There are two execution targets for a pipeline:

  • local - runs within the context of user’s application process (does not need a running federation),

  • flare - runs within federation deployment based on NVIDIA Flare.

There are two main ways to submit a job using DFM CLI:

  • directly submit a Python script, or

  • submit a script starting user’s application that runs a DFM pipeline and collects results

Submitting a pipeline is a simplification for submitting a full job script. In this case, DFM CLI takes care of creating a DFM session, running the pipeline, and collecting the results. User is only required to provide a path to a Python script that must contain get_pipeline function that returns DFM Pipeline object, and get_pipeline_parameters that returns a dictionary with pipeline parameters.

A simple pipeline that runs within the DFM example federation examplefed:

import argparse

from examplefed.apps.concierge import GreetMe, Yield
from dfm.api import Pipeline

def get_pipeline(args: list[str] | None = None):
    with Pipeline() as pipeline:
        greet = GreetMe(site="reception", name="World")
        Yield(value=greet)
    return pipeline

def get_pipeline_parameters(args: list[str] | None = None):
    return {}

Submit jobs to federations using the fed submit command:

# Submit job to federation (flare target, default)
dfm fed submit my_federation --target flare script /path/to/user_script.sh --timeout 3600 -- [job_args...]

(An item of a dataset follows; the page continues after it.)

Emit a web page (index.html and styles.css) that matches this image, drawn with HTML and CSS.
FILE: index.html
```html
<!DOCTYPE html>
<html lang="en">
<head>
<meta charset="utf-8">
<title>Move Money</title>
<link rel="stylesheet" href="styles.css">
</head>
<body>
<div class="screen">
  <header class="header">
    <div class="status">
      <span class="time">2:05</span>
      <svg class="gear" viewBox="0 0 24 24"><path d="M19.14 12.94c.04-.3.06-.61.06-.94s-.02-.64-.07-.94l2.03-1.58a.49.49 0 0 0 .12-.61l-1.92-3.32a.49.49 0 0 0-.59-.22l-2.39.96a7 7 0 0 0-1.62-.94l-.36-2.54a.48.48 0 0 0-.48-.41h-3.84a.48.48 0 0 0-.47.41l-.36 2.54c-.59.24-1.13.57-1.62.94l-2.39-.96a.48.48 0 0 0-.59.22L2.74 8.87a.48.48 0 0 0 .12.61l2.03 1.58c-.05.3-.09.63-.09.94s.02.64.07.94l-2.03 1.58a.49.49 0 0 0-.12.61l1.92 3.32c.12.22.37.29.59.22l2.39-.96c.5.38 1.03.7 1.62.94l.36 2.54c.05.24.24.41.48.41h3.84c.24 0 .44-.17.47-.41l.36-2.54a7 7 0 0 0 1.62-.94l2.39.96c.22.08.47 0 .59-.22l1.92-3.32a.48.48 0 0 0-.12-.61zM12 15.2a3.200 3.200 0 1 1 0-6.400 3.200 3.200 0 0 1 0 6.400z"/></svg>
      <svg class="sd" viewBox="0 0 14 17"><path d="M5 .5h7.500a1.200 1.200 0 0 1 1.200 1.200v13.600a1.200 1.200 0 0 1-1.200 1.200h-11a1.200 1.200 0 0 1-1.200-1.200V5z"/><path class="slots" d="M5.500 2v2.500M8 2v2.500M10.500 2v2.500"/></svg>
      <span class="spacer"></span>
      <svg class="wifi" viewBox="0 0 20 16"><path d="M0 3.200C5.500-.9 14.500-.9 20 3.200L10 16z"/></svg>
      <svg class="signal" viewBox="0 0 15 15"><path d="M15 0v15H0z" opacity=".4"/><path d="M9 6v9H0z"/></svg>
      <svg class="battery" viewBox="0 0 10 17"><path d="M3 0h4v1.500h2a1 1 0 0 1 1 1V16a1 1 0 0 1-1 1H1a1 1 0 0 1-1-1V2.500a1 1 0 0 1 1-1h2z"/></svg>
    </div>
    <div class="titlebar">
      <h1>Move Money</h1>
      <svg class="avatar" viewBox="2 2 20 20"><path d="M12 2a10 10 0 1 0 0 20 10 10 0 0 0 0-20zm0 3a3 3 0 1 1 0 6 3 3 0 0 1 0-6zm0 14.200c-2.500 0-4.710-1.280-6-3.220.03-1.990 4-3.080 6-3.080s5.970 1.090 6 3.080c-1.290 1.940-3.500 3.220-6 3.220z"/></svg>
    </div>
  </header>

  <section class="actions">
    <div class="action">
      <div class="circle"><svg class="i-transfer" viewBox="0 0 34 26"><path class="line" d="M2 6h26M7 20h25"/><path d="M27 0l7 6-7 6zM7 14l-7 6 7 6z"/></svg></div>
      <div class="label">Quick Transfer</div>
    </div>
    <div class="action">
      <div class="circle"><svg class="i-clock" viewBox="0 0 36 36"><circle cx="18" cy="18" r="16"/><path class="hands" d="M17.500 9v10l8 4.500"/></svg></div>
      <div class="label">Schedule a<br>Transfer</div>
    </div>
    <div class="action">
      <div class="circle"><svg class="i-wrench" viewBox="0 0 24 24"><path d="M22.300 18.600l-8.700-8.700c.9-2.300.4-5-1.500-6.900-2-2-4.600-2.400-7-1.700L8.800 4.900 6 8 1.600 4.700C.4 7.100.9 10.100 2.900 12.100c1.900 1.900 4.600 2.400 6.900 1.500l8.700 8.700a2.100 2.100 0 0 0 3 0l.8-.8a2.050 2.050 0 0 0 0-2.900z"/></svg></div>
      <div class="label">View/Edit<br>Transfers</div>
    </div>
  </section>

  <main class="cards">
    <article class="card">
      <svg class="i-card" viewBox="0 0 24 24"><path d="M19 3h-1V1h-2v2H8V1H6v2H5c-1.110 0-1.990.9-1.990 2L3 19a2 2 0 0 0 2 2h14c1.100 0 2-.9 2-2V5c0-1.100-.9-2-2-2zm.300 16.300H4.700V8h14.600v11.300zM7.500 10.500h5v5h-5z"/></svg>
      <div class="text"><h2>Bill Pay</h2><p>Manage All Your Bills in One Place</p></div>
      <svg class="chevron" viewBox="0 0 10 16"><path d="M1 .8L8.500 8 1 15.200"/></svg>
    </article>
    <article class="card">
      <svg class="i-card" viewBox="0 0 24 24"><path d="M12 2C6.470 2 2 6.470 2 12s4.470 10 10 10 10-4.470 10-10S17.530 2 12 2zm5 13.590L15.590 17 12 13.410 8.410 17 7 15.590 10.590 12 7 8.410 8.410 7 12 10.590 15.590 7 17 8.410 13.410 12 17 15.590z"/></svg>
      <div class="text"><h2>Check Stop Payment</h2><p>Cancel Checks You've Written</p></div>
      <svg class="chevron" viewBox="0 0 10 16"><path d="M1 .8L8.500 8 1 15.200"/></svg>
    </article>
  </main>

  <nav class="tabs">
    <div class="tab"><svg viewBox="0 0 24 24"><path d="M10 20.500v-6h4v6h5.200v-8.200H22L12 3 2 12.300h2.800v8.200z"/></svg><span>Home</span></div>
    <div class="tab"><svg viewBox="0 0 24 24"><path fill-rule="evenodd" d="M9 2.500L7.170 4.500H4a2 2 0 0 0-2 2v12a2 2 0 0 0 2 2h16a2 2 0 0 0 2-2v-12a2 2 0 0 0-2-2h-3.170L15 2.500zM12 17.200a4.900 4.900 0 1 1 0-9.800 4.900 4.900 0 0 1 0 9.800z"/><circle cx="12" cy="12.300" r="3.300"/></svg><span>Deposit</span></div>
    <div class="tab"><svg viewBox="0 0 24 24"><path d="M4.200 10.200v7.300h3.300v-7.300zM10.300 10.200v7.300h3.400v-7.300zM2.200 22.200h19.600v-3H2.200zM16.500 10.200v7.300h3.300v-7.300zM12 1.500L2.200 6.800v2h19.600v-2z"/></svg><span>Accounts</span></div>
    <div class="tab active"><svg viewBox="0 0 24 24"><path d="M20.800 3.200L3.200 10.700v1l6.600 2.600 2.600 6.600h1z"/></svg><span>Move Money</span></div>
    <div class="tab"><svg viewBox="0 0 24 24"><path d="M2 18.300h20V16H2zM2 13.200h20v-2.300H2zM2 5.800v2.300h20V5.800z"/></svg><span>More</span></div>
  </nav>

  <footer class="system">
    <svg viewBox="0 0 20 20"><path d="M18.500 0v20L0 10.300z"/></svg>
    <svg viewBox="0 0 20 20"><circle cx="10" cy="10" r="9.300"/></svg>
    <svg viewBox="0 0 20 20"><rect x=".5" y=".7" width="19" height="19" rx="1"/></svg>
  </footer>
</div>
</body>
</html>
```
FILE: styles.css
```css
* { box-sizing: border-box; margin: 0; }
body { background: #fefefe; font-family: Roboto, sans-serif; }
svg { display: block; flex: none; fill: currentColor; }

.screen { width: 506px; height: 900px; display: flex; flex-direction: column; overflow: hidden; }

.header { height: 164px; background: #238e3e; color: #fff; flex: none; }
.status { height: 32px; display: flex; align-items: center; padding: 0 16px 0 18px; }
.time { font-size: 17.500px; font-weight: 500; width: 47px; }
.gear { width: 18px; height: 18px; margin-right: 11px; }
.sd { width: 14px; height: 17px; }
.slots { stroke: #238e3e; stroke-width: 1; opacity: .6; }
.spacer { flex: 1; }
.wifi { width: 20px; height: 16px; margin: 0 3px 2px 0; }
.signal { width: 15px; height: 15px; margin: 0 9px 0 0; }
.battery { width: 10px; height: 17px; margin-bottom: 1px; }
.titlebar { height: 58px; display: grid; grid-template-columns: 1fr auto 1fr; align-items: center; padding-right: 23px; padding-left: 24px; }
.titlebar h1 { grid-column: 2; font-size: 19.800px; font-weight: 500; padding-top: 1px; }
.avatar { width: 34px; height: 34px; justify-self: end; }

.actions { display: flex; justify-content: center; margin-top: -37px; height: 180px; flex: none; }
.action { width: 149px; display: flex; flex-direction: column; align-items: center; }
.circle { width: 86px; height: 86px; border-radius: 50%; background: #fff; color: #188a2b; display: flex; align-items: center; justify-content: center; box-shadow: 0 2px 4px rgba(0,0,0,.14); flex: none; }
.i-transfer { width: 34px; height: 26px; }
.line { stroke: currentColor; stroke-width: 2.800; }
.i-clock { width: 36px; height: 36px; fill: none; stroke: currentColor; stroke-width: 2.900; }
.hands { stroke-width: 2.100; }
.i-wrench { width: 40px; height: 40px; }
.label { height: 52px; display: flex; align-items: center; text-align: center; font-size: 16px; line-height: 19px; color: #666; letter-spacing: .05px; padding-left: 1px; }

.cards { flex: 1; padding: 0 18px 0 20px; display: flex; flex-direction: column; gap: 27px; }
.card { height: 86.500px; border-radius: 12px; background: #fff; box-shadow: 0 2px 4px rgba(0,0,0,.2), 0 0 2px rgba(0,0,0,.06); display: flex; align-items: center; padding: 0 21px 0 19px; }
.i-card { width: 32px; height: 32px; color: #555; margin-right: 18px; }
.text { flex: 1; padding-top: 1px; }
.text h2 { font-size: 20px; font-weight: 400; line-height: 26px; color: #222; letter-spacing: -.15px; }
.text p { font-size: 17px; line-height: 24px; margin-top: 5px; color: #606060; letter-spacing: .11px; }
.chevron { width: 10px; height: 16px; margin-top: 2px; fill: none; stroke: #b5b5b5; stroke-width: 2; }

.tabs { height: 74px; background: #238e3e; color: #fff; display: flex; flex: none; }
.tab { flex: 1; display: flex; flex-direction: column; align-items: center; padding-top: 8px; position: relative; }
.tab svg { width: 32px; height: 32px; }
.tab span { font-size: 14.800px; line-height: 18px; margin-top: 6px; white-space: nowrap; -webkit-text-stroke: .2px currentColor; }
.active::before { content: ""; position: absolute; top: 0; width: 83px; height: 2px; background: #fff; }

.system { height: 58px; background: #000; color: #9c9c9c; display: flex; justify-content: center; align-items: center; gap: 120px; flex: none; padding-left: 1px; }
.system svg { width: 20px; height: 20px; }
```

# Submit job to federation (flare target, POC mode)
dfm fed submit my_federation --target flare --poc script /path/to/user_script.sh --timeout 3600 -- [job_args...]

# Submit to local target
dfm fed submit my_federation script /path/to/user_script.sh --target local -- [job_args...]

Tip

The submit tool will pass all arguments provided after -- to the submitted script/pipeline as local parameters. It will also automatically assign DFM_FEDERATION_WORKSPACE_PATH variable that points to files required for execution of a DFM user application. This can be used in user’s scripts to connect to the federation.